LYLE E. STROM, Senior District Judge.
This matter is before the Court on the motion of the defendants to dismiss plaintiff's official capacity claims (Filing No. 31). The plaintiff Beauford Winters ("Winters") appears pro se and has failed to respond. Defendants seek dismissal solely on the basis that service of process was insufficient.
I. STANDARD OF REVIEW
In deciding a motion to dismiss, the reviewing court views the facts in the light most favorable to the nonmoving party, and gives the nonmoving party the benefit of all reasonable inferences that can be drawn from the facts. Knaub v. Knaub, 245 Neb. 172, 512 N.W.2d 124 (1994). If there is evidence in favor of the nonmoving party, the case may not be decided as a matter of law, and a motion to dismiss may not be granted. Id. Under Haines v. Kerner, pleadings prepared by inmates who lack access to counsel must be liberally construed. 404 U.S. 519 (1972). However, the pleadings must still contain sufficient facts upon which a claim can be based. See, e.g., Brandon v. County of Richardson, 252 Neb. 839, 566 N.W.2d 766 (1997).
Defendants argue that plaintiff has failed to effect service of process by either of the options afforded under Federal Rule of Civil Procedure 4(j). Rule 4(j) provides for service by
(A) delivering a copy of the summons and of the complaint to its chief executive officer; or
(B) serving a copy of each in the manner prescribed by that state's law for serving a summons or like process on such a defendant.

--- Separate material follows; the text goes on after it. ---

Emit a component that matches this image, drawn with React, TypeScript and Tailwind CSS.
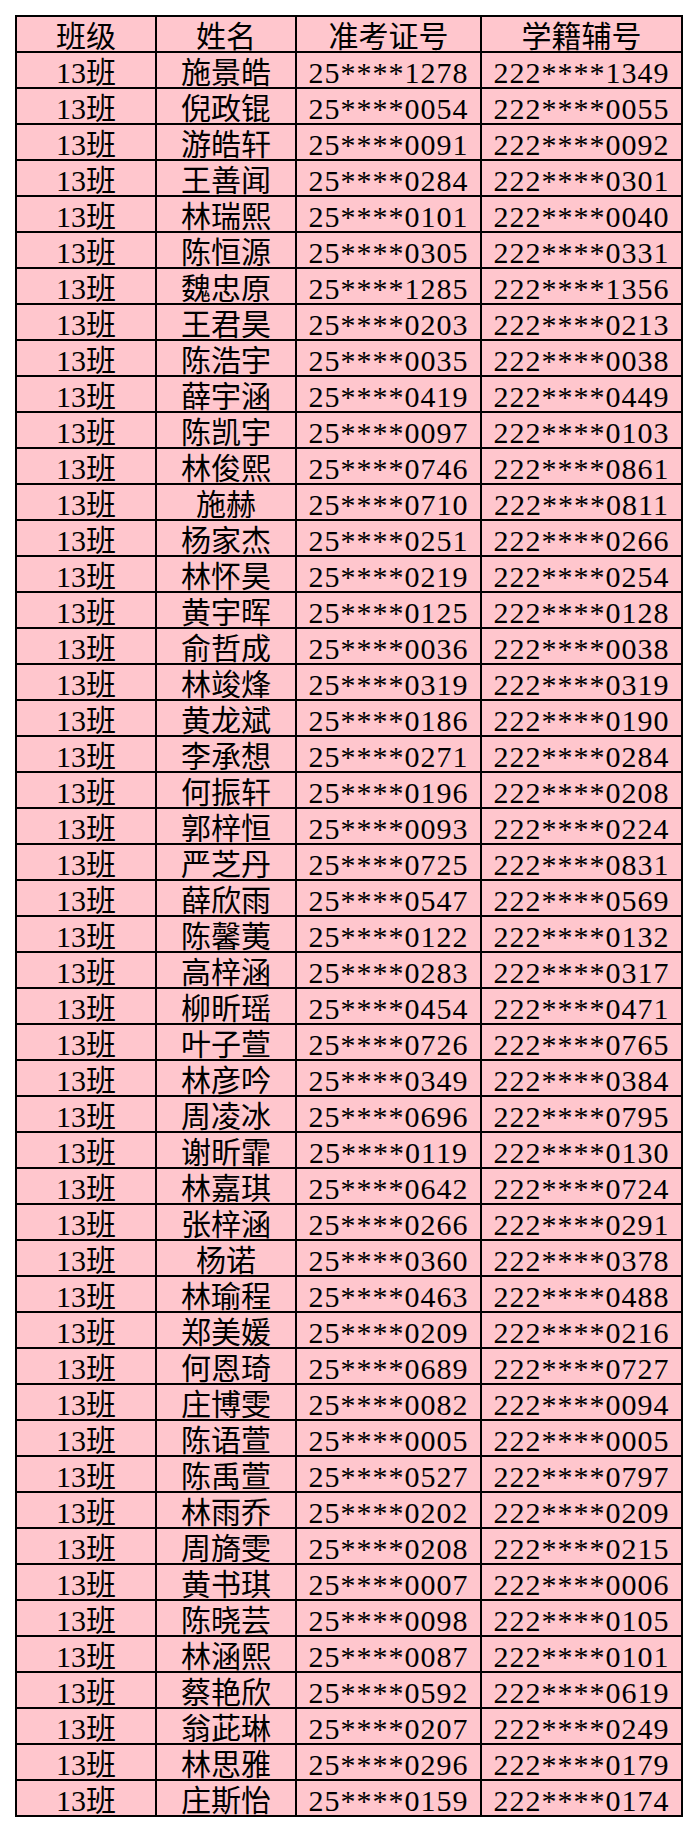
import React from "react";

const rows: [string, string, string][] = [
  ["施景皓", "25****1278", "222****1349"],
  ["倪政锟", "25****0054", "222****0055"],
  ["游皓轩", "25****0091", "222****0092"],
  ["王善闻", "25****0284", "222****0301"],
  ["林瑞熙", "25****0101", "222****0040"],
  ["陈恒源", "25****0305", "222****0331"],
  ["魏忠原", "25****1285", "222****1356"],
  ["王君昊", "25****0203", "222****0213"],
  ["陈浩宇", "25****0035", "222****0038"],
  ["薛宇涵", "25****0419", "222****0449"],
  ["陈凯宇", "25****0097", "222****0103"],
  ["林俊熙", "25****0746", "222****0861"],
  ["施赫", "25****0710", "222****0811"],
  ["杨家杰", "25****0251", "222****0266"],
  ["林怀昊", "25****0219", "222****0254"],
  ["黄宇晖", "25****0125", "222****0128"],
  ["俞哲成", "25****0036", "222****0038"],
  ["林竣烽", "25****0319", "222****0319"],
  ["黄龙斌", "25****0186", "222****0190"],
  ["李承想", "25****0271", "222****0284"],
  ["何振轩", "25****0196", "222****0208"],
  ["郭梓恒", "25****0093", "222****0224"],
  ["严芝丹", "25****0725", "222****0831"],
  ["薛欣雨", "25****0547", "222****0569"],
  ["陈馨荑", "25****0122", "222****0132"],
  ["高梓涵", "25****0283", "222****0317"],
  ["柳昕瑶", "25****0454", "222****0471"],
  ["叶子萱", "25****0726", "222****0765"],
  ["林彦吟", "25****0349", "222****0384"],
  ["周凌冰", "25****0696", "222****0795"],
  ["谢昕霏", "25****0119", "222****0130"],
  ["林嘉琪", "25****0642", "222****0724"],
  ["张梓涵", "25****0266", "222****0291"],
  ["杨诺", "25****0360", "222****0378"],
  ["林瑜程", "25****0463", "222****0488"],
  ["郑美媛", "25****0209", "222****0216"],
  ["何恩琦", "25****0689", "222****0727"],
  ["庄博雯", "25****0082", "222****0094"],
  ["陈语萱", "25****0005", "222****0005"],
  ["陈禹萱", "25****0527", "222****0797"],
  ["林雨乔", "25****0202", "222****0209"],
  ["周旖雯", "25****0208", "222****0215"],
  ["黄书琪", "25****0007", "222****0006"],
  ["陈晓芸", "25****0098", "222****0105"],
  ["林涵熙", "25****0087", "222****0101"],
  ["蔡艳欣", "25****0592", "222****0619"],
  ["翁茈琳", "25****0207", "222****0249"],
  ["林思雅", "25****0296", "222****0179"],
  ["庄斯怡", "25****0159", "222****0174"],
];

const cell =
  "h-[36px] border-r-2 border-b-2 border-black pt-[6px] leading-[28px] text-center whitespace-nowrap overflow-visible";
const numCell = cell + " tracking-[1px]";

export default function App() {
  return (
    <div className="w-[698px] h-[1832px] bg-white pt-[15px] pl-[15px] overflow-hidden">
      <div
        className="w-[668px] border-l-2 border-t-2 border-black bg-[#ffc6cd] grid grid-cols-[140px_140px_185px_201px] text-[30px] text-black"
        style={{ fontFamily: '"Liberation Serif", "Noto Sans CJK SC", serif' }}
      >
        <div className={cell}>班级</div>
        <div className={cell}>姓名</div>
        <div className={cell}>准考证号</div>
        <div className={cell}>学籍辅号</div>
        {rows.map(([name, id, sid], i) => (
          <React.Fragment key={i}>
            <div className={cell}>13班</div>
            <div className={cell}>{name}</div>
            <div className={numCell}>{id}</div>
            <div className={numCell}>{sid}</div>
          </React.Fragment>
        ))}
      </div>
    </div>
  );
}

Plaintiff served the individual defendants at their place of employment. Service was not made with Michael Kenney, Director of the Nebraska Department of Correctional Services - the chief executive officer of the governmental body by which the defendants were employed. Nor was service made at the Attorney General's Office in accordance with Nebraska law. The Eighth Circuit has not ruled on whether Rule 4(e) or Rule 4(j) is the appropriate method of service for state employees being sued in their official capacity, but the Court will follow the cases from this district which have pursued analysis under 4(j). Montin v. Gibson, 4:09CV3153, 2010 WL 2287572 (D. Neb. June 3, 2010); Montin v. Estate of Johnson, 4:07CV3271, 2008 WL 4225244 (D. Neb. Sept. 9, 2008). But see, Echevarria-Gonzalez v. Gonzalez-Chapel, 849 F.2d 24, 28 (1st Cir. 1988) (requiring plaintiffs serving state employees in their official capacity to comply with Rule 4(e)). Plaintiff has not complied with the service requirements of Rule 4.
As explained in the Court's previous order, plaintiff's complaint is construed to have sued the defendants in their official capacity only. This leaves no further claims in this case. See Winters v. Baker, 4:13CV3135, 2014 WL 3547923 (D. Neb. July 17, 2014). A separate order will be entered in accordance with this memorandum opinion.